High income taxes could prompt British beverages company to move

October 25, 2011

Here in the United States we keep hearing about how our corporate tax system makes it hard for businesses to compete globally. The U.S. corporate income tax rates, say executives and politicians, are just too darn high.

Guess what? Businesses are singing a similar tune across the pond.

Diageo, a leading maker of adult beverages, is threatening to relocate overseas if the United Kingdom keeps its 50 percent income tax rate.

This time, though, the company is concerned about individual, not business, taxes.

"I believe the 50 percent tax rate will lead to the long-term damage to this nation's competitive edge," said Walsh.

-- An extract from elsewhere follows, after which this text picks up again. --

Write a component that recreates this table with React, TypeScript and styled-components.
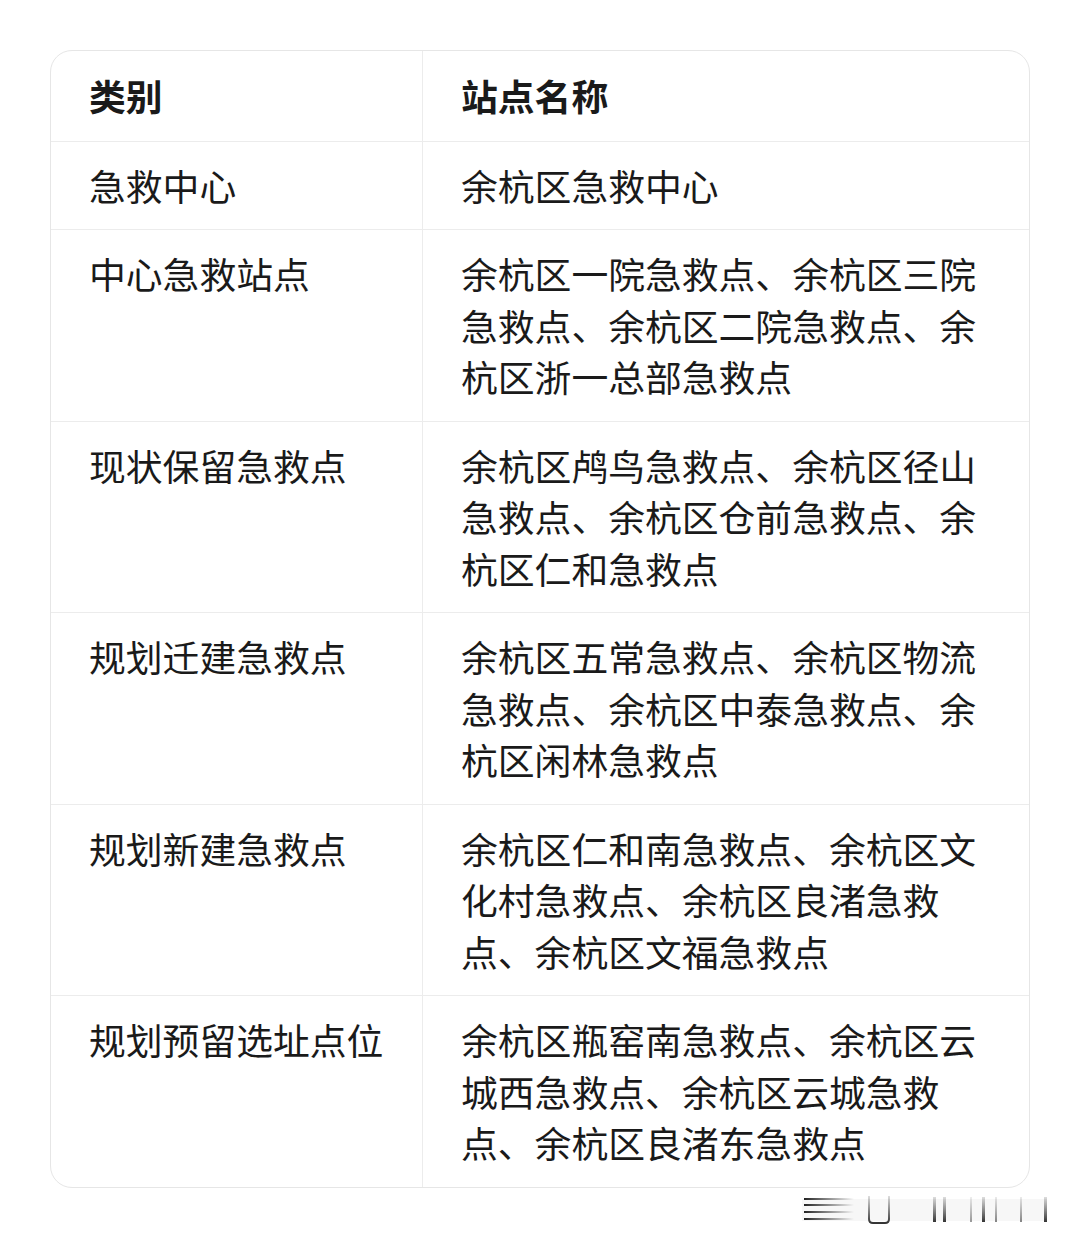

The big problem for the Brent, England-based maker of Guinness, Johnnie Walker, Smirnoff and Baileys just to name a few, is hiring and keeping top executives at the company.

Diageo booze brands2

The money that Diageo offers for these corporate slots is good, but the employees don't like paying England's high personal income taxes.

"We will not be able to base people here and increasingly we will have to look at locating our quality people in lower tax jurisdictions," said Walsh.

Of course, moving staff to other countries with lower taxes wouldn't hurt Diageo either.

"If I employ staff in Singapore with a 10 percent tax rate, I don't have to pay them as much for them to feel good and to go home with more money," said Walsh.

That's certainly something that the Diageo accountants can raise a glass to toast!